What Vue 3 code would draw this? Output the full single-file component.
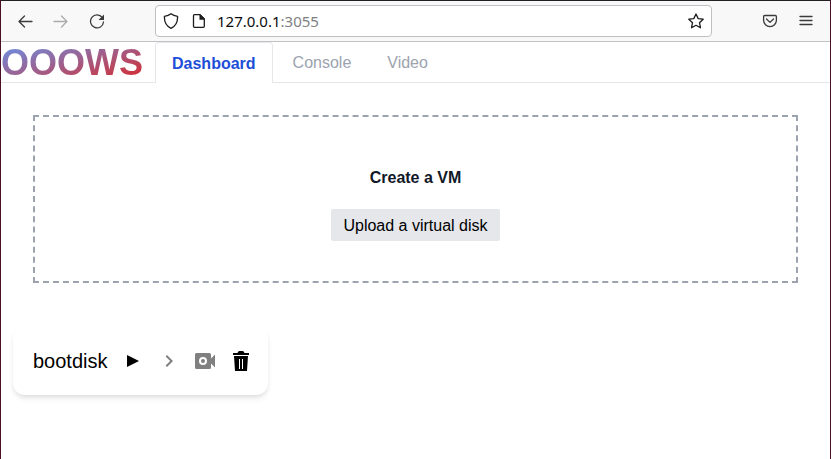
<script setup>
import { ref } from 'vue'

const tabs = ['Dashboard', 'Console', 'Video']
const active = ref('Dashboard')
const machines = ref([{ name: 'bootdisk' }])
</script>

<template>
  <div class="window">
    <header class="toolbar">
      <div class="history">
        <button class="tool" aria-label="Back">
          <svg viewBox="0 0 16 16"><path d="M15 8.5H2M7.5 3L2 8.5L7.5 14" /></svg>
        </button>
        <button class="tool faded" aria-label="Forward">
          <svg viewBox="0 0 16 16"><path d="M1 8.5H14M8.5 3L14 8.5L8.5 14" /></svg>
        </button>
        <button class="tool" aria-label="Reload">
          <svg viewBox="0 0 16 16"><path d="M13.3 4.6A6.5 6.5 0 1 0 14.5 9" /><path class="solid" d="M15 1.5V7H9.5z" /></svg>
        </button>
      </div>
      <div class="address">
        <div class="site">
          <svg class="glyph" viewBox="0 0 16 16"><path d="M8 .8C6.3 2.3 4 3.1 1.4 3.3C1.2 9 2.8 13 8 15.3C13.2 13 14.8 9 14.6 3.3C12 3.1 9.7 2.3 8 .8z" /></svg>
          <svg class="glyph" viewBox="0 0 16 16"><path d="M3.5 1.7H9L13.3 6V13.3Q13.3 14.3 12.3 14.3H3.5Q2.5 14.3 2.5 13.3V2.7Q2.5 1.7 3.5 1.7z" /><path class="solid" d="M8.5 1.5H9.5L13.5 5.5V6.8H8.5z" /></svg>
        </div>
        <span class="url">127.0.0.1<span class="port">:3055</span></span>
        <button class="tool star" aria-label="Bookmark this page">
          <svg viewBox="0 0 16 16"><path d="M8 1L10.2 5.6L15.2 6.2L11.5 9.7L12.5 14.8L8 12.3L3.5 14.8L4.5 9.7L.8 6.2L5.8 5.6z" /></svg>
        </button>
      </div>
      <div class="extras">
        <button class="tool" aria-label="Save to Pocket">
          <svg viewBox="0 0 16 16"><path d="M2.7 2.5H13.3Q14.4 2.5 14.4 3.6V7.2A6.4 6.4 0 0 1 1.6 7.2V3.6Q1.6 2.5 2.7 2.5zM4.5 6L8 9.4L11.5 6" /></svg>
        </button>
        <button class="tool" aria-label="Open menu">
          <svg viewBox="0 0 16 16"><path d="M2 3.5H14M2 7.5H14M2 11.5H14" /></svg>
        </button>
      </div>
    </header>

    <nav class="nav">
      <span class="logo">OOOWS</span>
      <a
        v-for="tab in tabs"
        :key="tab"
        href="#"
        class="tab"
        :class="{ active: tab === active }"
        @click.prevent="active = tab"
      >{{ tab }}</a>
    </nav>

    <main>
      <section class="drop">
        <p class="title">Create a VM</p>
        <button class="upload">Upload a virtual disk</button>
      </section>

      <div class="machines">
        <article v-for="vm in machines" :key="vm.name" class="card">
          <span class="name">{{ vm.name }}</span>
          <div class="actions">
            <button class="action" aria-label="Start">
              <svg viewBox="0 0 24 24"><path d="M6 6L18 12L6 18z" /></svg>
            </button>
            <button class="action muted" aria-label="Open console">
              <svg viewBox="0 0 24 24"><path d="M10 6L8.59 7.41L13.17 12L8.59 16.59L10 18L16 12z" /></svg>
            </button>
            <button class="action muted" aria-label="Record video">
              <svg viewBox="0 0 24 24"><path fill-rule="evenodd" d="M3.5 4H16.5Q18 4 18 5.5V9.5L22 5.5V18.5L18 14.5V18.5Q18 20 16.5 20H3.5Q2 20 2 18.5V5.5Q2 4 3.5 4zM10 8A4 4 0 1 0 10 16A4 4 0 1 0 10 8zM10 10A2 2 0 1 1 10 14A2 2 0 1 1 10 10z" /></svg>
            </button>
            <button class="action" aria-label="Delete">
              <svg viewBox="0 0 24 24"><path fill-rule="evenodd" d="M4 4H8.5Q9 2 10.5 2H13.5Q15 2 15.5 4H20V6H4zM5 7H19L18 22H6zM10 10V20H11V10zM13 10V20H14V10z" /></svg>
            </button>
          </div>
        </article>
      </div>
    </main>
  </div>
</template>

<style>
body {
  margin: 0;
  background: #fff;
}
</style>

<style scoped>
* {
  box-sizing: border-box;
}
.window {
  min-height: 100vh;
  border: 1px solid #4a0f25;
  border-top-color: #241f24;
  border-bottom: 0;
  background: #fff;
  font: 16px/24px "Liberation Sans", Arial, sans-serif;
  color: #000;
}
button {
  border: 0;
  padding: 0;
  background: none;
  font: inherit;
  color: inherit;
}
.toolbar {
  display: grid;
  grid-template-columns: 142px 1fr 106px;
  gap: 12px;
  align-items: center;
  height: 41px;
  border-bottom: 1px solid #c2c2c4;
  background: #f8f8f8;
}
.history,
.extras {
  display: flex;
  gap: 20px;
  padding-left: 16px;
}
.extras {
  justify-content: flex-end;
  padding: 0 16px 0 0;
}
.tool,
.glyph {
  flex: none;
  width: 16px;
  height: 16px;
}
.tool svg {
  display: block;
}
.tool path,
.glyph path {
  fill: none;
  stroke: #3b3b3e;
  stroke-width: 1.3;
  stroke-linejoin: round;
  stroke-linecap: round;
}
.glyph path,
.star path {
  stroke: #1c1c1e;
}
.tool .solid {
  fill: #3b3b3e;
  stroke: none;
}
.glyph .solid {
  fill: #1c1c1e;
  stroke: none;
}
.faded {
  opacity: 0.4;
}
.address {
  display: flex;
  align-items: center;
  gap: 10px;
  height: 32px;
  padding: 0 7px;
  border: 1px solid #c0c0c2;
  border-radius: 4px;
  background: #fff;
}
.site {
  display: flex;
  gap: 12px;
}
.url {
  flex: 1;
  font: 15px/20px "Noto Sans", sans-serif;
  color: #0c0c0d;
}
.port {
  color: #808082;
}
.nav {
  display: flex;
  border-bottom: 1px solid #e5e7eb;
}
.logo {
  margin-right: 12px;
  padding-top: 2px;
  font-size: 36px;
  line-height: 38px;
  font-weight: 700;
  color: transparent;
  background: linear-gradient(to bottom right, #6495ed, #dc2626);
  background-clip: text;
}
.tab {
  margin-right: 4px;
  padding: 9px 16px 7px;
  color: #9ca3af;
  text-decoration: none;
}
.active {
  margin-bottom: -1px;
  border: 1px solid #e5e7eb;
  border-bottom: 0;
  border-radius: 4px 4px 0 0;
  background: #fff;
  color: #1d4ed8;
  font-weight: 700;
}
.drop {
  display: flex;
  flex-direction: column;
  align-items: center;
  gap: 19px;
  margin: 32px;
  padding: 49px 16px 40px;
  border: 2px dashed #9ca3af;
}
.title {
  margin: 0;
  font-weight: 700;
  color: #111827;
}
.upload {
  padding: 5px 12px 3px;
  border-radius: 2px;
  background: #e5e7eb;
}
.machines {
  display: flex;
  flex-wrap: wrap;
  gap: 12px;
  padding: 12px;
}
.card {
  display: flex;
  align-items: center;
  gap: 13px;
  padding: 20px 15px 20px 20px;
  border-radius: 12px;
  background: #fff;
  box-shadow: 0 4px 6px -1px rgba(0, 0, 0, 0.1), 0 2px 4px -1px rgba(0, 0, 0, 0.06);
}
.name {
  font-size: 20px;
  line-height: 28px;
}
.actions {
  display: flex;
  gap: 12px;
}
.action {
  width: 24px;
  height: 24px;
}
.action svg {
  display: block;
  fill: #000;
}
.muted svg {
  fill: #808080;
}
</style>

___

Omit the pictures and output all of the other material exactly.

What Vue 3 code would draw this? Output the full single-file component.
<script setup>
import { ref } from 'vue'

const tabs = ['Dashboard', 'Console', 'Video']
const active = ref('Dashboard')
const machines = ref([{ name: 'bootdisk' }])
</script>

<template>
  <div class="window">
    <header class="toolbar">
      <div class="history">
        <button class="tool" aria-label="Back">
          <svg viewBox="0 0 16 16"><path d="M15 8.5H2M7.5 3L2 8.5L7.5 14" /></svg>
        </button>
        <button class="tool faded" aria-label="Forward">
          <svg viewBox="0 0 16 16"><path d="M1 8.5H14M8.5 3L14 8.5L8.5 14" /></svg>
        </button>
        <button class="tool" aria-label="Reload">
          <svg viewBox="0 0 16 16"><path d="M13.3 4.6A6.5 6.5 0 1 0 14.5 9" /><path class="solid" d="M15 1.5V7H9.5z" /></svg>
        </button>
      </div>
      <div class="address">
        <div class="site">
          <svg class="glyph" viewBox="0 0 16 16"><path d="M8 .8C6.3 2.3 4 3.1 1.4 3.3C1.2 9 2.8 13 8 15.3C13.2 13 14.8 9 14.6 3.3C12 3.1 9.7 2.3 8 .8z" /></svg>
          <svg class="glyph" viewBox="0 0 16 16"><path d="M3.5 1.7H9L13.3 6V13.3Q13.3 14.3 12.3 14.3H3.5Q2.5 14.3 2.5 13.3V2.7Q2.5 1.7 3.5 1.7z" /><path class="solid" d="M8.5 1.5H9.5L13.5 5.5V6.8H8.5z" /></svg>
        </div>
        <span class="url">127.0.0.1<span class="port">:3055</span></span>
        <button class="tool star" aria-label="Bookmark this page">
          <svg viewBox="0 0 16 16"><path d="M8 1L10.2 5.6L15.2 6.2L11.5 9.7L12.5 14.8L8 12.3L3.5 14.8L4.5 9.7L.8 6.2L5.8 5.6z" /></svg>
        </button>
      </div>
      <div class="extras">
        <button class="tool" aria-label="Save to Pocket">
          <svg viewBox="0 0 16 16"><path d="M2.7 2.5H13.3Q14.4 2.5 14.4 3.6V7.2A6.4 6.4 0 0 1 1.6 7.2V3.6Q1.6 2.5 2.7 2.5zM4.5 6L8 9.4L11.5 6" /></svg>
        </button>
        <button class="tool" aria-label="Open menu">
          <svg viewBox="0 0 16 16"><path d="M2 3.5H14M2 7.5H14M2 11.5H14" /></svg>
        </button>
      </div>
    </header>

    <nav class="nav">
      <span class="logo">OOOWS</span>
      <a
        v-for="tab in tabs"
        :key="tab"
        href="#"
        class="tab"
        :class="{ active: tab === active }"
        @click.prevent="active = tab"
      >{{ tab }}</a>
    </nav>

    <main>
      <section class="drop">
        <p class="title">Create a VM</p>
        <button class="upload">Upload a virtual disk</button>
      </section>

      <div class="machines">
        <article v-for="vm in machines" :key="vm.name" class="card">
          <span class="name">{{ vm.name }}</span>
          <div class="actions">
            <button class="action" aria-label="Start">
              <svg viewBox="0 0 24 24"><path d="M6 6L18 12L6 18z" /></svg>
            </button>
            <button class="action muted" aria-label="Open console">
              <svg viewBox="0 0 24 24"><path d="M10 6L8.59 7.41L13.17 12L8.59 16.59L10 18L16 12z" /></svg>
            </button>
            <button class="action muted" aria-label="Record video">
              <svg viewBox="0 0 24 24"><path fill-rule="evenodd" d="M3.5 4H16.5Q18 4 18 5.5V9.5L22 5.5V18.5L18 14.5V18.5Q18 20 16.5 20H3.5Q2 20 2 18.5V5.5Q2 4 3.5 4zM10 8A4 4 0 1 0 10 16A4 4 0 1 0 10 8zM10 10A2 2 0 1 1 10 14A2 2 0 1 1 10 10z" /></svg>
            </button>
            <button class="action" aria-label="Delete">
              <svg viewBox="0 0 24 24"><path fill-rule="evenodd" d="M4 4H8.5Q9 2 10.5 2H13.5Q15 2 15.5 4H20V6H4zM5 7H19L18 22H6zM10 10V20H11V10zM13 10V20H14V10z" /></svg>
            </button>
          </div>
        </article>
      </div>
    </main>
  </div>
</template>

<style>
body {
  margin: 0;
  background: #fff;
}
</style>

<style scoped>
* {
  box-sizing: border-box;
}
.window {
  min-height: 100vh;
  border: 1px solid #4a0f25;
  border-top-color: #241f24;
  border-bottom: 0;
  background: #fff;
  font: 16px/24px "Liberation Sans", Arial, sans-serif;
  color: #000;
}
button {
  border: 0;
  padding: 0;
  background: none;
  font: inherit;
  color: inherit;
}
.toolbar {
  display: grid;
  grid-template-columns: 142px 1fr 106px;
  gap: 12px;
  align-items: center;
  height: 41px;
  border-bottom: 1px solid #c2c2c4;
  background: #f8f8f8;
}
.history,
.extras {
  display: flex;
  gap: 20px;
  padding-left: 16px;
}
.extras {
  justify-content: flex-end;
  padding: 0 16px 0 0;
}
.tool,
.glyph {
  flex: none;
  width: 16px;
  height: 16px;
}
.tool svg {
  display: block;
}
.tool path,
.glyph path {
  fill: none;
  stroke: #3b3b3e;
  stroke-width: 1.3;
  stroke-linejoin: round;
  stroke-linecap: round;
}
.glyph path,
.star path {
  stroke: #1c1c1e;
}
.tool .solid {
  fill: #3b3b3e;
  stroke: none;
}
.glyph .solid {
  fill: #1c1c1e;
  stroke: none;
}
.faded {
  opacity: 0.4;
}
.address {
  display: flex;
  align-items: center;
  gap: 10px;
  height: 32px;
  padding: 0 7px;
  border: 1px solid #c0c0c2;
  border-radius: 4px;
  background: #fff;
}
.site {
  display: flex;
  gap: 12px;
}
.url {
  flex: 1;
  font: 15px/20px "Noto Sans", sans-serif;
  color: #0c0c0d;
}
.port {
  color: #808082;
}
.nav {
  display: flex;
  border-bottom: 1px solid #e5e7eb;
}
.logo {
  margin-right: 12px;
  padding-top: 2px;
  font-size: 36px;
  line-height: 38px;
  font-weight: 700;
  color: transparent;
  background: linear-gradient(to bottom right, #6495ed, #dc2626);
  background-clip: text;
}
.tab {
  margin-right: 4px;
  padding: 9px 16px 7px;
  color: #9ca3af;
  text-decoration: none;
}
.active {
  margin-bottom: -1px;
  border: 1px solid #e5e7eb;
  border-bottom: 0;
  border-radius: 4px 4px 0 0;
  background: #fff;
  color: #1d4ed8;
  font-weight: 700;
}
.drop {
  display: flex;
  flex-direction: column;
  align-items: center;
  gap: 19px;
  margin: 32px;
  padding: 49px 16px 40px;
  border: 2px dashed #9ca3af;
}
.title {
  margin: 0;
  font-weight: 700;
  color: #111827;
}
.upload {
  padding: 5px 12px 3px;
  border-radius: 2px;
  background: #e5e7eb;
}
.machines {
  display: flex;
  flex-wrap: wrap;
  gap: 12px;
  padding: 12px;
}
.card {
  display: flex;
  align-items: center;
  gap: 13px;
  padding: 20px 15px 20px 20px;
  border-radius: 12px;
  background: #fff;
  box-shadow: 0 4px 6px -1px rgba(0, 0, 0, 0.1), 0 2px 4px -1px rgba(0, 0, 0, 0.06);
}
.name {
  font-size: 20px;
  line-height: 28px;
}
.actions {
  display: flex;
  gap: 12px;
}
.action {
  width: 24px;
  height: 24px;
}
.action svg {
  display: block;
  fill: #000;
}
.muted svg {
  fill: #808080;
}
</style>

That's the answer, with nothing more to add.